Services

First Care Medical Clinic

Immunizations & Vaccine Shots

Immunizations and vaccine shots prevent the spread of communicable diseases and help keep you healthy. At First Care Medical Clinic, we offer many routine immunizations and boosters (including flu shots) on a walk-in basis at any of the five North Carolina locations in Monroe, Albemarle, Gastonia, and two offices in Charlotte, as well as our clinic in Rock Hill, South Carolina. We also offer immunizations required for travel, school, and childcare centers.

Book your immunization appointment online or call the office nearest you to schedule.

Close-up of a patient getting a shot in their arm

Immunizations Q&A

Which immunization shots does First Care Medical offer?

First Care Medical Clinic proudly offers a variety of immunizations for children, adults, and seniors. Depending on your vaccination history, health history, and certain risk factors, like your job will help determine which vaccinations you need.

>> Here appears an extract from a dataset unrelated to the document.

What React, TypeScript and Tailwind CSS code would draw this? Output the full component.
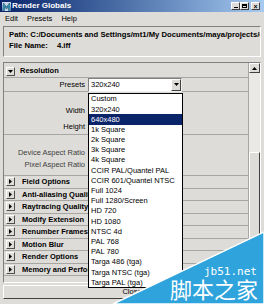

Your practitioner may recommend any of the following immunizations:

  • Polio
  • Shingles
  • Seasonal influenza (flu)
  • Hepatitis A and B
  • Human papillomavirus
  • Varicella (chickenpox)
  • Pneumococcal (pneumonia)
  • Meningococcal disease (meningitis)
  • Measles, mumps, and rubella (MMR)
  • Diphtheria, tetanus, and pertussis (DTaP)

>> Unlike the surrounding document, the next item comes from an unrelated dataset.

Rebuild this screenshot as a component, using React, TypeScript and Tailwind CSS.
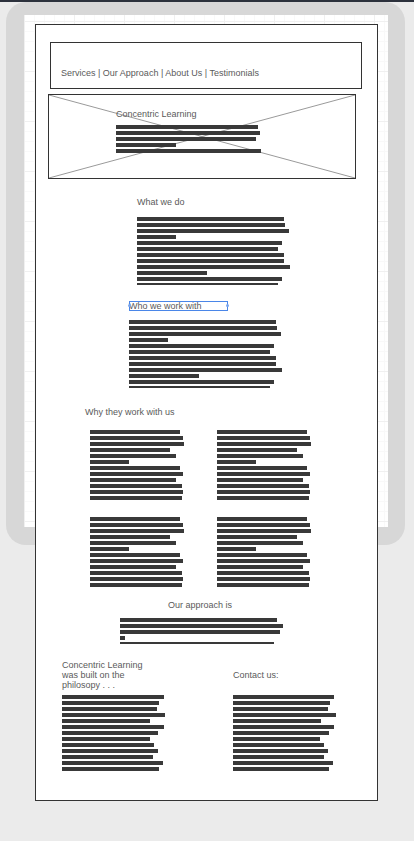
const font = { fontFamily: '"Liberation Sans", Arial, sans-serif' };

const longBlock = [147, 148, 152, 39, 145, 141, 147, 147, 153, 70, 145, 141];
const colBlock = [90, 93, 94, 80, 86, 39, 90, 93, 86, 92, 93, 92];
const footBlock = [102, 97, 95, 103, 88, 102, 96, 88, 92, 96, 91, 101, 97];

const Bars = ({ widths, className = "" }: { widths: number[]; className?: string }) => (
  <div className={`flex flex-col gap-[2px] overflow-hidden ${className}`}>
    {widths.map((w, i) => (
      <div key={i} className="h-[4px] shrink-0 bg-[#393939]" style={{ width: w }} />
    ))}
  </div>
);

const Label = ({ children, className = "" }: { children: React.ReactNode; className?: string }) => (
  <div className={`text-[9px] leading-[10px] text-[#5a5a5a] ${className}`}>{children}</div>
);

export default function App() {
  return (
    <div className="relative h-[841px] w-full overflow-hidden bg-[#ebebeb]" style={font}>
      {/* top strip */}
      <div className="h-[2px] bg-[#2c313c]" />

      {/* phone frame behind the page */}
      <div className="absolute left-[6px] top-[2px] h-[543px] w-[399px] rounded-[20px] bg-[#d7d7d7]">
        <div className="absolute left-[18px] top-[13px] h-[512px] w-[364px] bg-white bg-[linear-gradient(to_right,#f0f0f0_1px,transparent_1px),linear-gradient(to_bottom,#f0f0f0_1px,transparent_1px),linear-gradient(to_right,#f9f9f9_1px,transparent_1px),linear-gradient(to_bottom,#f9f9f9_1px,transparent_1px)] bg-[size:50px_50px,50px_50px,10px_10px,10px_10px] bg-[position:0_6px,0_6px,0_6px,0_6px]" />
      </div>

      {/* page wireframe */}
      <div className="relative z-10 ml-[35px] mt-[22px] h-[777px] w-[343px] border border-[#333] bg-white">
        {/* nav */}
        <div className="ml-[14px] mt-[17px] flex h-[47px] w-[312px] items-end border border-[#333] pb-[10px] pl-[10px]">
          <Label>Services | Our Approach | About Us | Testimonials</Label>
        </div>

        {/* hero */}
        <div className="relative ml-[12px] mt-[5px] h-[85px] w-[308px] border border-[#333] pl-[67px] pt-[14px]">
          <svg className="absolute inset-0 h-full w-full" viewBox="0 0 306 83" preserveAspectRatio="none">
            <line x1="0" y1="0" x2="306" y2="83" stroke="#9a9a9a" strokeWidth="1" />
            <line x1="306" y1="0" x2="0" y2="83" stroke="#9a9a9a" strokeWidth="1" />
          </svg>
          <div className="relative">
            <Label>Concentric Learning</Label>
            <Bars widths={[142, 144, 140, 60, 145]} className="mt-[6px]" />
          </div>
        </div>

        {/* what we do */}
        <div className="ml-[101px] mt-[18px]">
          <Label>What we do</Label>
          <Bars widths={longBlock} className="mt-[10px] h-[68px]" />
        </div>

        {/* who we work with */}
        <div className="ml-[93px] mt-[16px]">
          <div className="relative h-[10px] w-[99px]">
            <Label>Who we work with</Label>
            <span className="absolute inset-0 border border-[#4a86e8]" />
            <span className="absolute left-[-1px] top-[3px] h-[3px] w-[3px] rounded-full bg-[#7aa6ee]" />
            <span className="absolute right-[-1px] top-[3px] h-[3px] w-[3px] rounded-full bg-[#7aa6ee]" />
          </div>
          <Bars widths={longBlock} className="mt-[9px] h-[68px]" />
        </div>

        {/* why they work with us */}
        <Label className="ml-[49px] mt-[19px]">Why they work with us</Label>
        <div className="ml-[54px] mt-[13px] grid grid-cols-[127px_127px] gap-y-[17px]">
          <Bars widths={colBlock} />
          <Bars widths={colBlock} />
          <Bars widths={colBlock} />
          <Bars widths={colBlock} />
        </div>

        {/* our approach */}
        <Label className="ml-[132px] mt-[13px]">Our approach is</Label>
        <Bars widths={[157, 163, 160, 5, 154]} className="ml-[84px] mt-[8px] h-[26px]" />

        {/* bottom columns */}
        <div className="ml-[26px] mt-[16px] grid grid-cols-[171px_1fr]">
          <div>
            <div className="flex h-[30px] items-center">
              <Label>
                Concentric Learning
                <br />
                was built on the
                <br />
                philosopy . . .
              </Label>
            </div>
            <Bars widths={footBlock} className="mt-[5px]" />
          </div>
          <div>
            <div className="flex h-[30px] items-center">
              <Label>Contact us:</Label>
            </div>
            <Bars widths={[101, 97, 95, 103, 88, 101, 96, 87, 91, 95, 91, 100, 96]} className="mt-[5px]" />
          </div>
        </div>
      </div>
    </div>
  );
}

If you’re getting ready to travel overseas or work in certain job fields you may be required to have additional vaccines or immunization shots.

How often do I need immunizations?

Vaccine and immunization schedules vary depending on your age, risk factors, and history – it just depends on the immunization. With childhood vaccines, for instance, you may need the initial shot and a few boosters to complete your immunization. Other vaccinations are necessary on a more regular basis. As an example, it’s important to get a tetanus shot about once every 10 years to keep you protected. But the flu shot is necessary every year, since the flu viruses change year after year. First Care Medical Clinic keeps track of immunization records for you and your entire family and lets you know when it’s time for updated vaccines. Learn more about our family and pediatric care services.

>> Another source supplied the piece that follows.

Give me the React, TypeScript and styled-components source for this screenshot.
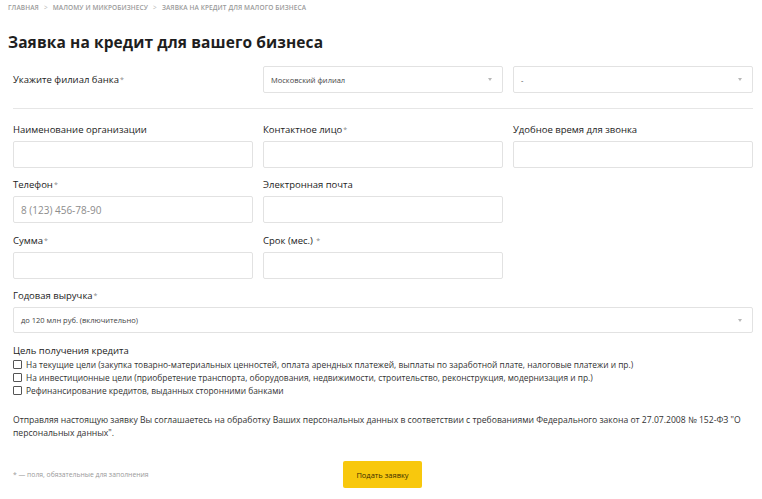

How does immunization work?

Immunizations train your immune system to become strong enough to fight off foreign invaders that can make you very ill. These injections each work a little differently.

For instance, live vaccines (such as chickenpox vaccines) include small amounts of weak forms of the virus or bacteria. While you won’t get sick, these invaders are just enough to help your immune system recognize them and learn how to fight them if it needs to in the future.

Inactivated vaccines, like in a polio shot or a flu shot, include molecules called antigens taken from viruses or bacteria. Many of these antigens are isolated proteins or carbohydrates from the pathogen. Your immune system learns to recognize the antigens in the foreign invader and knows to destroy it if it appears in your body again.